Continuous data protection (CDP) emerged a few years back and was heralded for its ability to restore data to any point in time. However, adoption was slow and many CDP vendors went out of business or were bought up. Today, CDP soldiers on and for some shops, it can be invaluable. Kevin Beaver, independent information security consultant with Principle Logic LLC, discusses CDP and disaster recovery in this Q&A. His answers are available as an MP3 below.
Table of contents:
>> How can CDP benefit disaster recovery?
>> Can CDP make disaster recovery testing easier?
>> What is the difference between real CDP and near CDP?
>> What questions should people ask prospective vendors when considering a CDP product?
The essence of CDP is being able to recover to any specific point in time when there is a problem such as data corruption, accidental deletion or a disaster -- fire, flood, earthquake, terrorist attack, etc. Continuous data protection provides businesses with a great way to recover from unexpected events. It's a technology that can help you with procedures and take the pain out of the process if you have the resources to justify investing in it and maintaining it long-term.

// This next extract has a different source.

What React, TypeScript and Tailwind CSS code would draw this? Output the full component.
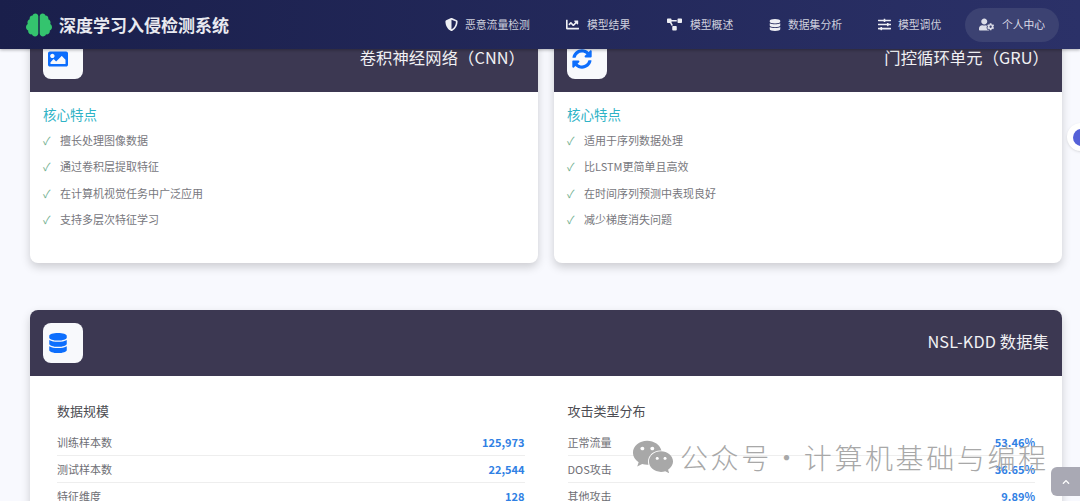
import { FaBrain, FaChartLine, FaChevronUp, FaDatabase, FaImage, FaProjectDiagram, FaShieldAlt, FaSlidersH, FaSyncAlt, FaUserCog, FaWeixin } from "react-icons/fa";
import type { ReactNode } from "react";

const font = "font-['Noto_Sans_CJK_SC','Noto_Sans',sans-serif]";

const navItems = [
	{ icon: <FaShieldAlt />, label: "恶意流量检测", width: "w-[121px]", gap: "gap-[7px]", size: "text-[13px]" },
	{ icon: <FaChartLine />, label: "模型结果", width: "w-[101px]", gap: "gap-[8px]", size: "text-[13px]" },
	{ icon: <FaProjectDiagram />, label: "模型概述", width: "w-[102px]", gap: "gap-[8px]", size: "text-[15px]" },
	{ icon: <FaDatabase />, label: "数据集分析", width: "w-[109px]", gap: "gap-[7px]", size: "text-[12px]" },
	{ icon: <FaSlidersH />, label: "模型调优", width: "w-[87px]", gap: "gap-[7px]", size: "text-[13px]" },
];

const CardHeader = ({ icon, title }: { icon: ReactNode; title: string }) => (
	<div className="flex h-[66px] items-center justify-between bg-[#3c3852] px-[13px]">
		<div className="flex h-10 w-10 items-center rounded-lg bg-[#f8f9fc] pl-[5px] text-[20px] text-[#0d6efd]">
			{icon}
		</div>
		<h2 className="-mt-[5px] text-[16.3px] leading-6 font-normal tracking-[0.1px] text-[#f1f1f4]">{title}</h2>
	</div>
);

const FeatureCard = ({ icon, title, items }: { icon: ReactNode; title: string; items: string[] }) => (
	<div className="h-[237px] flex-1 overflow-hidden rounded-b-lg bg-white shadow-[0_4px_10px_rgba(0,0,0,0.18)]">
		<CardHeader icon={icon} title={title} />
		<div className="px-[13px] pt-[12px]">
			<h3 className="text-[13.5px] leading-5 font-normal text-[#2fb3c6]">核心特点</h3>
			<ul className="mt-[7px] flex flex-col gap-[8.4px]">
				{items.map((item) => (
					<li key={item} className="flex items-center text-[11px] leading-[18px] text-[#77777d]">
						<span className="w-[17px] text-[#6fb08f]">✓</span>
						{item}
					</li>
				))}
			</ul>
		</div>
	</div>
);

const StatList = ({ title, rows }: { title: string; rows: string[][] }) => (
	<div className="flex-1">
		<h3 className="text-[13px] leading-5 font-normal text-[#4c4c52]">{title}</h3>
		<div className="mt-[8px]">
			{rows.map(([name, value]) => (
				<div key={name} className="flex h-[27px] items-center justify-between border-b border-[#eeeeee] text-[11px] text-[#6e6e74]">
					<span>{name}</span>
					<span className="font-semibold text-[#2f80e4]">{value}</span>
				</div>
			))}
		</div>
	</div>
);

const App = () => {
	return (
		<div className={`relative h-[501px] overflow-hidden bg-[#f8f9fe] ${font}`}>
			<nav className="relative z-10 flex h-[49px] items-center justify-between bg-gradient-to-r from-[#1a1f4b] to-[#2b3168] pr-[21px] pl-[26px] shadow-[0_1px_3px_rgba(0,0,0,0.3)]">
				<div className="flex items-center gap-[7px]">
					<FaBrain className="text-[26px] text-[#34c46e]" />
					<span className="text-[17px] font-bold text-[#e9eaf0]">深度学习入侵检测系统</span>
				</div>
				<div className="flex items-center">
					{navItems.map((item) => (
						<div key={item.label} className={`flex items-center text-[10.8px] text-[#cfd1de] ${item.gap} ${item.width}`}>
							<span className={`${item.size} text-[#eeeff4]`}>{item.icon}</span>
							{item.label}
						</div>
					))}
					<div className="flex h-[34px] w-[94px] items-center justify-center gap-[8px] rounded-full bg-[#3c4272] text-[10.8px] text-[#dcdde8]">
						<FaUserCog className="text-[15px]" />
						个人中心
					</div>
				</div>
			</nav>

			<main className="-mt-[23px] pr-[18px] pl-[30px]">
				<div className="flex gap-4">
					<FeatureCard
						icon={<FaImage />}
						title="卷积神经网络（CNN）"
						items={["擅长处理图像数据", "通过卷积层提取特征", "在计算机视觉任务中广泛应用", "支持多层次特征学习"]}
					/>
					<FeatureCard
						icon={<FaSyncAlt />}
						title="门控循环单元（GRU）"
						items={["适用于序列数据处理", "比LSTM更简单且高效", "在时间序列预测中表现良好", "减少梯度消失问题"]}
					/>
				</div>

				<div className="mt-[47px] overflow-hidden rounded-t-lg bg-white shadow-[0_4px_10px_rgba(0,0,0,0.18)]">
					<CardHeader icon={<FaDatabase />} title="NSL-KDD 数据集" />
					<div className="flex gap-[43px] px-[27px] pt-[25px]">
						<StatList
							title="数据规模"
							rows={[
								["训练样本数", "125,973"],
								["测试样本数", "22,544"],
								["特征维度", "128"],
							]}
						/>
						<StatList
							title="攻击类型分布"
							rows={[
								["正常流量", "53.46%"],
								["DOS攻击", "36.65%"],
								["其他攻击", "9.89%"],
							]}
						/>
					</div>
				</div>
			</main>

			{/* floating stuff */}
			<div className="absolute top-[123px] left-[1067px] flex h-[28px] w-[28px] items-center justify-center rounded-full bg-white shadow-sm">
				<div className="h-[17px] w-[17px] rounded-full bg-[#5561d8]" />
			</div>
			<div className="absolute top-[467px] right-0 flex h-[29px] w-[29px] items-center justify-center rounded-l-md bg-[#a9a9b4] text-[8px] text-white">
				<FaChevronUp />
			</div>
			<div className="absolute top-[436px] left-[632px] flex items-center gap-[6px] text-[#a8a8a8]">
				<FaWeixin className="text-[42px]" />
				<span className="flex text-[28px] leading-10 font-light tracking-[2.6px] whitespace-nowrap">
					公众号<span className="w-[32px] text-center">·</span>计算机基础与编程
				</span>
			</div>
		</div>
	);
};

export default App;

Yes, continuous data protection can make disaster recovery testing easier. I see a lot of companies with pretty well-documented disaster recovery plans, but they've never actually tested their plan. A lot of people find out the hard way that "hope" is not a strategy. With CDP, testing can be carried out relatively quickly. So, it's easy to know if that portion of your disaster recovery plan does or does not work.
You are going to have the right CDP technology in place on the right systems. And, you'll want to create a test environment, so there is no impact on production data. But, it's all pretty straightforward. CDP isn't going to get you better test results, but it can streamline the process. That could be a motivating factor in encouraging people to test their disaster recovery plan.
Near CDP creates snapshots or shadow copies of data every so often and allows you to restore everything up to that last snapshot -- usually every hour. Real CDP captures changes in real-time. So if you have little to no tolerance for data loss, then real CDP is the only way to go. But, if you have some flexibility, or you don't have the budget, or if you have less administrative resources to maintain such a system, near CDP is probably going to be good enough.
You need to conduct a business impact analysis to determine where your critical data is, how it's at risk, and how long you can go without it. Then you can come up with a recovery time objective (RTO).
It's going to depend on your specific needs -- your compliance requirements, your recovery time objectives, etc. But there are some things that you are definitely going to want to ask:
- What does your product do that competing products don't? Find out why the product is different.
- How will your product save me time, effort and money?
- Why is your product a good fit for my environment?
- Ask for references in your industry. Call these people up and talk to them.
Don't just ask what's good about the product, ask what's wrong with it. Ask what they would do differently if they could.